## start Record extracts

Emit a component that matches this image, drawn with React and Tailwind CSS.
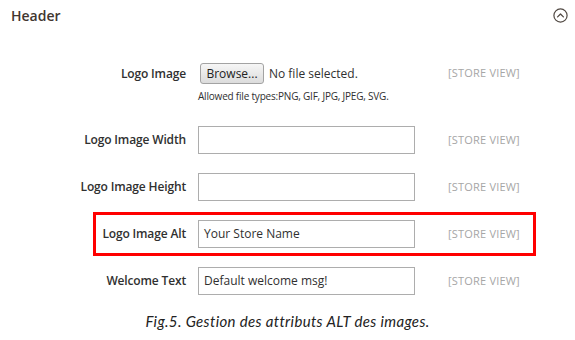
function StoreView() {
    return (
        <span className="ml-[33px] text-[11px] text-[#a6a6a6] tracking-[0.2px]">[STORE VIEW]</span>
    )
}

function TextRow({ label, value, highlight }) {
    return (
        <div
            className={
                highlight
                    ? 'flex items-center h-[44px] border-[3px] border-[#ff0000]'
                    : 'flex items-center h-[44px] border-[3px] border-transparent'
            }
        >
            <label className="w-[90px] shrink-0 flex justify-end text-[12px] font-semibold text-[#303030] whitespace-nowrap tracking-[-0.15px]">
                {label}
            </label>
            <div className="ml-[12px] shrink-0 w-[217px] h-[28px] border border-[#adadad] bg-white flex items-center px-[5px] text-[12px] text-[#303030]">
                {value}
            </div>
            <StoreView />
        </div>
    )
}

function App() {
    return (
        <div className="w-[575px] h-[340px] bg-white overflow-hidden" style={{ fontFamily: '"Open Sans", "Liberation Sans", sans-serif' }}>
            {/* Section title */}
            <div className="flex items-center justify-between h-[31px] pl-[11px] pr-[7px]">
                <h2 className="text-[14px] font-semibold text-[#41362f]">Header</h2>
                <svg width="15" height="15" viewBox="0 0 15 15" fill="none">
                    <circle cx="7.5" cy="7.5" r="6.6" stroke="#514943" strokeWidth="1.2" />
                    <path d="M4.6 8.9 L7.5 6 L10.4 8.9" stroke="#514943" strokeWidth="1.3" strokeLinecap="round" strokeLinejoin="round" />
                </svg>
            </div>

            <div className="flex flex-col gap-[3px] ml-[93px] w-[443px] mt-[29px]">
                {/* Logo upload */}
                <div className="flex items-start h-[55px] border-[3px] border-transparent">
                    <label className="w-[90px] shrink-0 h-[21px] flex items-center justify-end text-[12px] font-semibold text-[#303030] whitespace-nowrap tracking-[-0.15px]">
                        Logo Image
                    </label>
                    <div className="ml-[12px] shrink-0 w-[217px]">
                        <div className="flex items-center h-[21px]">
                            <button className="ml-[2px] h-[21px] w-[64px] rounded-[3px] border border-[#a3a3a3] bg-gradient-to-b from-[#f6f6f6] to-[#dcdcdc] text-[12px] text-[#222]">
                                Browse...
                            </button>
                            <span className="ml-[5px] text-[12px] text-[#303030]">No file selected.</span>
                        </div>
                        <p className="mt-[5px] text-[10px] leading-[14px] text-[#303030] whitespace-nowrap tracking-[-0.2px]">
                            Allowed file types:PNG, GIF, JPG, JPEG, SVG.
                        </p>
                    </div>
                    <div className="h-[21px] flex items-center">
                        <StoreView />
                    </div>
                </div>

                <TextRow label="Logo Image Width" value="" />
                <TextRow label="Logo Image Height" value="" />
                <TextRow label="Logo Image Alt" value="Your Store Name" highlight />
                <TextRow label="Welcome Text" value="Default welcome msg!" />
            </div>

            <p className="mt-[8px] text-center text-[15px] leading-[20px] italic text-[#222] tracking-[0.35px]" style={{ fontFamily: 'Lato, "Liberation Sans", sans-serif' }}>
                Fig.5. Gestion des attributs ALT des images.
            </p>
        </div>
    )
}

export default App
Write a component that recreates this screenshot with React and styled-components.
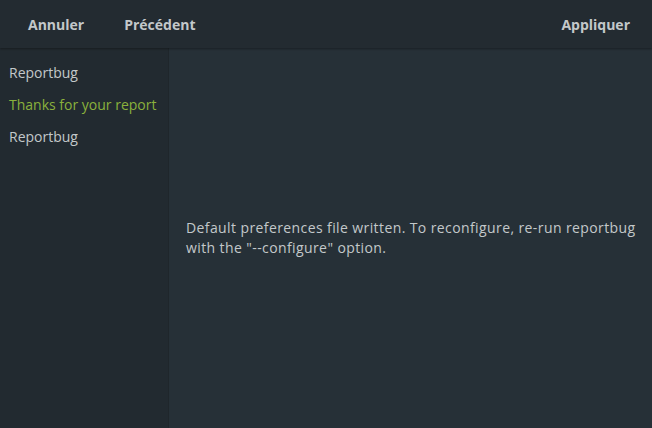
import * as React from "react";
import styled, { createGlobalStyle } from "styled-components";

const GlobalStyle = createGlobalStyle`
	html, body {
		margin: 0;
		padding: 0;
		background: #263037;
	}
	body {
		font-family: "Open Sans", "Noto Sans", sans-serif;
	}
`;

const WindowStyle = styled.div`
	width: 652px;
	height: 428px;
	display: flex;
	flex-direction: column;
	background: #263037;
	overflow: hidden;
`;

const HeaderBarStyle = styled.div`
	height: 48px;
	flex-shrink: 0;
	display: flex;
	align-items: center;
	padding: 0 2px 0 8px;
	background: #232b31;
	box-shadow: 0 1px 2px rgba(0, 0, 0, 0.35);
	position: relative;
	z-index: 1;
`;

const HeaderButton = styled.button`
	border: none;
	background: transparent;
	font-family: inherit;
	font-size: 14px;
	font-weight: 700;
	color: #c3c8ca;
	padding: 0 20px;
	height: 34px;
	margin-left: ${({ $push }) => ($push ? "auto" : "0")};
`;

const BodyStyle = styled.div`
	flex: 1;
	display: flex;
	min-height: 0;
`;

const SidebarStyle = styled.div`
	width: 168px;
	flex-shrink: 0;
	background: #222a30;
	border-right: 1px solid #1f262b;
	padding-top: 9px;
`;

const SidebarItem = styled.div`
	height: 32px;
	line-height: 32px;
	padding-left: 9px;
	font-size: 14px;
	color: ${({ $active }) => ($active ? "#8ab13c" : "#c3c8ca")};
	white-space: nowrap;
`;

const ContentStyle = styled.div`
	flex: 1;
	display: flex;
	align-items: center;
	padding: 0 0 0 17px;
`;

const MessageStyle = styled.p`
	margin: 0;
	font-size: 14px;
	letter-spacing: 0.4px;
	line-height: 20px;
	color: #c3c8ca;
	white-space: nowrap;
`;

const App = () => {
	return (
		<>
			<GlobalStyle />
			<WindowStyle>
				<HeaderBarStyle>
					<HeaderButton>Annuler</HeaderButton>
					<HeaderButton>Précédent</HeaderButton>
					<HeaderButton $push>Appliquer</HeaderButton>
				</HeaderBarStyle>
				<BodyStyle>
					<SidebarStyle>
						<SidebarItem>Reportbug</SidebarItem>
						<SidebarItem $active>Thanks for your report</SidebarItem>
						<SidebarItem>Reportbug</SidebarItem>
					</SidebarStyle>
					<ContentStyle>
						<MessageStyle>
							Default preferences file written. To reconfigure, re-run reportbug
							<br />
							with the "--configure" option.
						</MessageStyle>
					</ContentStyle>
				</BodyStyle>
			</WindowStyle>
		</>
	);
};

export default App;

## end Record extracts

To do:
Identify and copy the lines holding the word "React".

Answer to the problem:
Emit a component that matches this image, drawn with React and Tailwind CSS.
Write a component that recreates this screenshot with React and styled-components.
import * as React from "react";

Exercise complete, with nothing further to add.